Copy out each line in the material below that has the word "this".

Items:
━━━━━━━━━━━━━━━━━━━━━━━━━━━━━━

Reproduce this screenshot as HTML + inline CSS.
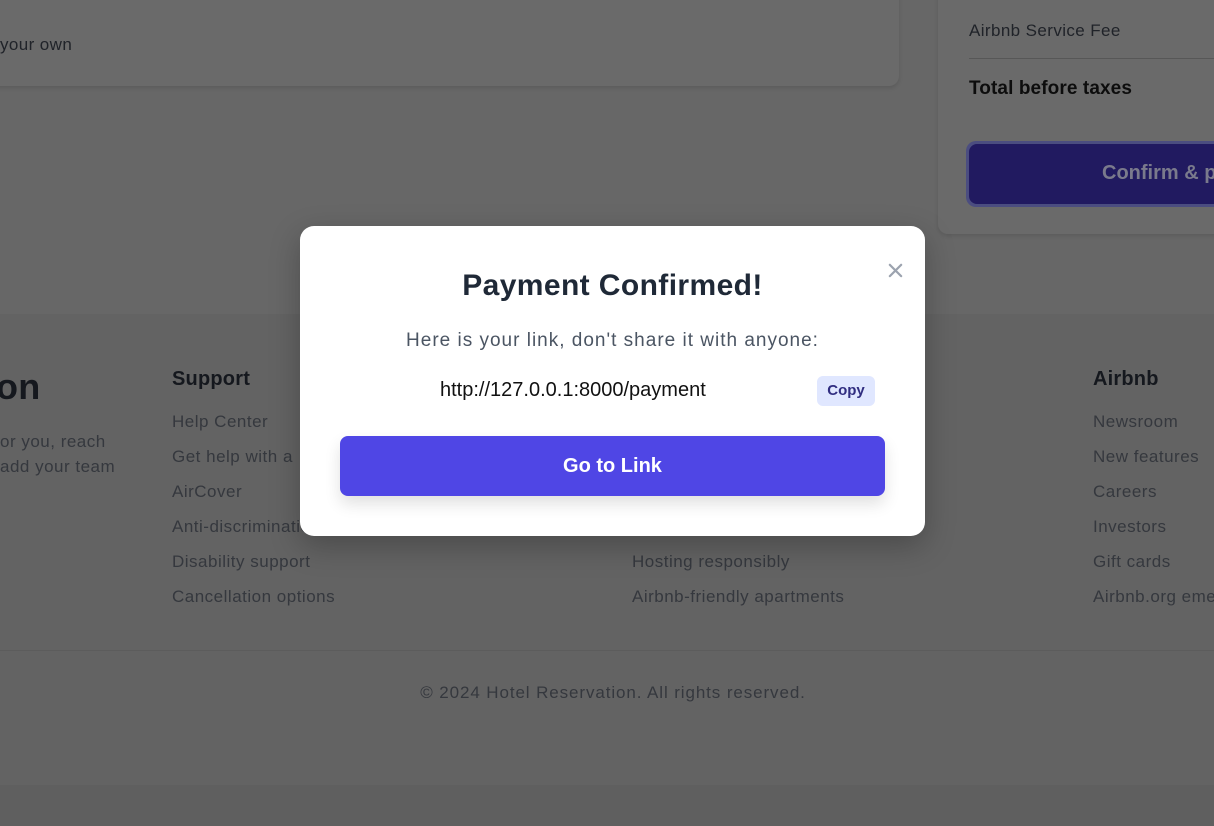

━━━━━━━━━━━━━━━━━━━━━━━━━━━━━━

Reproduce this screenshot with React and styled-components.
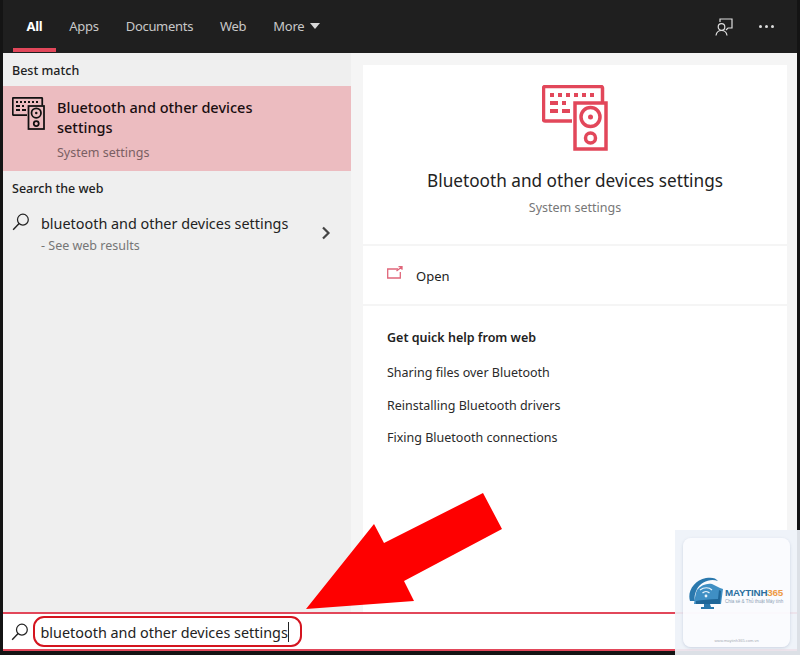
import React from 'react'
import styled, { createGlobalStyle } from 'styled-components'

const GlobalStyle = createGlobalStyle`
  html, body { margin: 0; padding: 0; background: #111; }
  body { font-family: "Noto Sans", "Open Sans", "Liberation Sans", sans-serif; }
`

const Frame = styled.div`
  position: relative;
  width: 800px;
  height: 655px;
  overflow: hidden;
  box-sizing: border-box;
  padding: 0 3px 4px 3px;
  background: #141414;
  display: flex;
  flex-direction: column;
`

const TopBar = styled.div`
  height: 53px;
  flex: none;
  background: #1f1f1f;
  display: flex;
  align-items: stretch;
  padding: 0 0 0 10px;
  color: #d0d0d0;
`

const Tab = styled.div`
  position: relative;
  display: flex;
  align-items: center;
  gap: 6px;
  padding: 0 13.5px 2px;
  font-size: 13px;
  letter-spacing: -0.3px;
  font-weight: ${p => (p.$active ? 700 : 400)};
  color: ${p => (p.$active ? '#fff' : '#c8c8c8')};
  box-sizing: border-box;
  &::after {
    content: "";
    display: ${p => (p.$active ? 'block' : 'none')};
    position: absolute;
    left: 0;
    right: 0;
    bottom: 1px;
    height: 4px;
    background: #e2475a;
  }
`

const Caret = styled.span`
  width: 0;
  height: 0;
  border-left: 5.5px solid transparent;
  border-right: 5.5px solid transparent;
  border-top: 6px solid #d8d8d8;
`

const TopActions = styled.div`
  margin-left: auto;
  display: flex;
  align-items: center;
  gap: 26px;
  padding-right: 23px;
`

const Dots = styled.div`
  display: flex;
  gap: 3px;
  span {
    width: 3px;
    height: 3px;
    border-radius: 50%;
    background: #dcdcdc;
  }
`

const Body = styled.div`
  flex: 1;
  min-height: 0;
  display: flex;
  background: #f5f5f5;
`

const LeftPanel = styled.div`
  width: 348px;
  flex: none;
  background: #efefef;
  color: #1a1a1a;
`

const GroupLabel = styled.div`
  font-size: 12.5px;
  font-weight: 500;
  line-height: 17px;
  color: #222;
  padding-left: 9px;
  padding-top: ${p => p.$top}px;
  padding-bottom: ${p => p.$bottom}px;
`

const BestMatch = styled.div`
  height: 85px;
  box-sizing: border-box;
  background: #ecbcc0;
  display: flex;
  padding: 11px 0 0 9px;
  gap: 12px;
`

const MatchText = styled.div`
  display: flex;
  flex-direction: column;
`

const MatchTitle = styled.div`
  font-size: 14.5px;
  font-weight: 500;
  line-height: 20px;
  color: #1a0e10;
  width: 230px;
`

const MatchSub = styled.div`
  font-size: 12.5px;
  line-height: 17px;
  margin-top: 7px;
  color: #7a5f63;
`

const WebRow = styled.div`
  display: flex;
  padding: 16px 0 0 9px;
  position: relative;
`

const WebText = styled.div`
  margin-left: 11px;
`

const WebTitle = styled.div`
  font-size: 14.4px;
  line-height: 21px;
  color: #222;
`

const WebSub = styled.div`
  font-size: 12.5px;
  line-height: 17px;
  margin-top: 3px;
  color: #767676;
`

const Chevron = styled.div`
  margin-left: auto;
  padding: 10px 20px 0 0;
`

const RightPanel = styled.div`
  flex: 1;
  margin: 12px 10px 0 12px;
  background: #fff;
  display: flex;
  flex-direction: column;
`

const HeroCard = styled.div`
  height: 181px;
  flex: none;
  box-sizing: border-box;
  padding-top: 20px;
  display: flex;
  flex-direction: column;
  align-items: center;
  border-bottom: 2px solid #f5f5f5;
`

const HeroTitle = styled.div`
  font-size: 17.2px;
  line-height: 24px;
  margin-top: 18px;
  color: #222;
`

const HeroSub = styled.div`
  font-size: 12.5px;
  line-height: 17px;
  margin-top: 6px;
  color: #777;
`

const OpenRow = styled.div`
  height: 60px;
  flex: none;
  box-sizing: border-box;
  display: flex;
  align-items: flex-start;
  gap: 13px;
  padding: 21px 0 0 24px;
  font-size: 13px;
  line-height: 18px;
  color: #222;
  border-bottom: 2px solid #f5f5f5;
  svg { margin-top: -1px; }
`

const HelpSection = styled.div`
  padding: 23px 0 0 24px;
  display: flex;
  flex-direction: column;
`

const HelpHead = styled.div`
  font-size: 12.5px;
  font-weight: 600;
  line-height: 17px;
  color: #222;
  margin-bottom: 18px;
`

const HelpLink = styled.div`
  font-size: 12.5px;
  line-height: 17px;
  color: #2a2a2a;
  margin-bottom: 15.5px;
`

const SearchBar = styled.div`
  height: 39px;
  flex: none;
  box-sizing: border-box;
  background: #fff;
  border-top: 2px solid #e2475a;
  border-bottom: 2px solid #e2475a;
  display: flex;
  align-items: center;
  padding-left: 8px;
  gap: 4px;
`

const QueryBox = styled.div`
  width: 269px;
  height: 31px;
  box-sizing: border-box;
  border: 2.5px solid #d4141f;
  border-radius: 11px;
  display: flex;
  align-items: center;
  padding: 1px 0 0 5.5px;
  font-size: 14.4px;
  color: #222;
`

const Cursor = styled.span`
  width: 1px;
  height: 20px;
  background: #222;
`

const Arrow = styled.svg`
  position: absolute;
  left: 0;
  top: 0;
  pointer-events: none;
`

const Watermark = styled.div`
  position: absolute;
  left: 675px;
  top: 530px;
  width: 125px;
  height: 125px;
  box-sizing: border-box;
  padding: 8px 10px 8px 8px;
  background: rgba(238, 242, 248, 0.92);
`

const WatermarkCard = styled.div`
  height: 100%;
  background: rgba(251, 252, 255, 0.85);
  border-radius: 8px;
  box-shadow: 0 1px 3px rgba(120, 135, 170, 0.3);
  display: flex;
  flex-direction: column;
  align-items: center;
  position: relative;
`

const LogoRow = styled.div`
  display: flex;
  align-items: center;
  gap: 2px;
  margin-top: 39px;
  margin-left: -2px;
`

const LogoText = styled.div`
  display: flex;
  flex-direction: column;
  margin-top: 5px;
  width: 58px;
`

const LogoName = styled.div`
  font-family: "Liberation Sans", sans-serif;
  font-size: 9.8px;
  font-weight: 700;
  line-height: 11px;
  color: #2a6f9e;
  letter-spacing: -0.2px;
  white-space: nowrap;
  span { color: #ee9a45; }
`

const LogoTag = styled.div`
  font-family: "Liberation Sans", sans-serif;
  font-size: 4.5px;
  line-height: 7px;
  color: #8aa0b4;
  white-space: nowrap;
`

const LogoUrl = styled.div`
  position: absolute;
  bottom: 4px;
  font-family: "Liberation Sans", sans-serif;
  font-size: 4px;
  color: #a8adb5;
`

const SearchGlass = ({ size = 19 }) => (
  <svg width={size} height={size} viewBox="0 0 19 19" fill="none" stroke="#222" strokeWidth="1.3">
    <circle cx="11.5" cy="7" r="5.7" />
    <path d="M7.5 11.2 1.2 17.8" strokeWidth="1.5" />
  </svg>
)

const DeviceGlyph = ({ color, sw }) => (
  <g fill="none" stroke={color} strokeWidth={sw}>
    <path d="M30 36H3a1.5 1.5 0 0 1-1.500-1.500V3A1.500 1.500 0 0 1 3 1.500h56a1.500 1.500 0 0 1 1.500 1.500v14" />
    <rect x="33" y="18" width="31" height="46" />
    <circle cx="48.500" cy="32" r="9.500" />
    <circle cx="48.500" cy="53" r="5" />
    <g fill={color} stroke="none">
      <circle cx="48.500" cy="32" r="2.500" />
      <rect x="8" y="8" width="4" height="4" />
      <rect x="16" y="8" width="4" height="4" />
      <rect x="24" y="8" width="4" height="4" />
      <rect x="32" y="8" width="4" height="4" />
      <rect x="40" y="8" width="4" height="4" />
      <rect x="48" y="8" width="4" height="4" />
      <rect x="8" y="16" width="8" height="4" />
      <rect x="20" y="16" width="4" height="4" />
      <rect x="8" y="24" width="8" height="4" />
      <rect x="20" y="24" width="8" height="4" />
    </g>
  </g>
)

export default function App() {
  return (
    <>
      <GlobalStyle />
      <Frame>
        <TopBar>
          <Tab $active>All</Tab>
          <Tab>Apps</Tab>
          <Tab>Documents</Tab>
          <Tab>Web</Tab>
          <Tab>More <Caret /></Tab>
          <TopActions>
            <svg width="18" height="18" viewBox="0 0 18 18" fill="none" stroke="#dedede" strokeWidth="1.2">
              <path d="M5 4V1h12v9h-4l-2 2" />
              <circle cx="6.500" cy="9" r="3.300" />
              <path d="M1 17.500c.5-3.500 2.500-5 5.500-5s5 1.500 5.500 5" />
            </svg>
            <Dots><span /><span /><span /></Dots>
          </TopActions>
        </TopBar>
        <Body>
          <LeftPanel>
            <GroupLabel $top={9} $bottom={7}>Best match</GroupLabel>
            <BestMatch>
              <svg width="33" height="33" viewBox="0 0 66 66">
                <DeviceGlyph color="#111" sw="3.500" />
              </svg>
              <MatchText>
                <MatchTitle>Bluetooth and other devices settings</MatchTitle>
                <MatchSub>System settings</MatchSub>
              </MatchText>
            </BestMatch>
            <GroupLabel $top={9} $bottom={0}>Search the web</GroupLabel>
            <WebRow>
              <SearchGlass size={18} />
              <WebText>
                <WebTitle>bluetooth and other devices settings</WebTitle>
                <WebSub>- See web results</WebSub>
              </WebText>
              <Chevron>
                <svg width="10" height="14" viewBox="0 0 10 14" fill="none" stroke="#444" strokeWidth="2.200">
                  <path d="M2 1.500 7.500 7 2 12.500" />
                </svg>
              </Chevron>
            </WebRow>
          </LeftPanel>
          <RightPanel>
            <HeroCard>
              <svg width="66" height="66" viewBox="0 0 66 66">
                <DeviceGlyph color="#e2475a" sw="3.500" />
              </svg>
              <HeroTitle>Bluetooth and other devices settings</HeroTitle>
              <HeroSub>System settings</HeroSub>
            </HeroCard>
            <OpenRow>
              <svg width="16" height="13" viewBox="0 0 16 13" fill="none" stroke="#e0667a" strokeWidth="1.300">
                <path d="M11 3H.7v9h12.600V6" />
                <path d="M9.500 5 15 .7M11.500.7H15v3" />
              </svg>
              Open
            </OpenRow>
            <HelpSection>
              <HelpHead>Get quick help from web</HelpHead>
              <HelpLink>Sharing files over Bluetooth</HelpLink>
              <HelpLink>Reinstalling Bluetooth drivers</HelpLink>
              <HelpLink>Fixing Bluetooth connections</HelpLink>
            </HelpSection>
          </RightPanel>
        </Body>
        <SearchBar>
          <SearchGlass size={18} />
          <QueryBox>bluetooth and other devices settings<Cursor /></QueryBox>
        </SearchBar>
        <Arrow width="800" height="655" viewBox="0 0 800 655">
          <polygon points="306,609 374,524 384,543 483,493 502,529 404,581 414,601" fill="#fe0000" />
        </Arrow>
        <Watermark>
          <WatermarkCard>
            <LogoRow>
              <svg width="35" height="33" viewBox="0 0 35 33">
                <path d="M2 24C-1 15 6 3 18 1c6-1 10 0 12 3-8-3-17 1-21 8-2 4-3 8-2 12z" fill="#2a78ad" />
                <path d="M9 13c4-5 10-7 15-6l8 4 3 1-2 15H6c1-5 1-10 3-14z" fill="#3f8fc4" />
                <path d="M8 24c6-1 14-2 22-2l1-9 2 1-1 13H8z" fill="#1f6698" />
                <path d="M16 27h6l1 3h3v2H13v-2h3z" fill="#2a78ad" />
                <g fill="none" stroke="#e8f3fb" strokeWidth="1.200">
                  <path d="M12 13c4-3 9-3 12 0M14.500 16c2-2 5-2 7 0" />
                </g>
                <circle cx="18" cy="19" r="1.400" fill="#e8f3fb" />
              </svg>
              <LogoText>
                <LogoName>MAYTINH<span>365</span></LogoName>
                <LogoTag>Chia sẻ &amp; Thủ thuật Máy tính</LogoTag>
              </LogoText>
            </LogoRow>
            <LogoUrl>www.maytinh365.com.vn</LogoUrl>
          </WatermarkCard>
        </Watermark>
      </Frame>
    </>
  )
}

━━━━━━━━━━━━━━━━━━━━━━━━━━━━━━

Reply to the exercise:
Reproduce this screenshot as HTML + inline CSS.
Reproduce this screenshot with React and styled-components.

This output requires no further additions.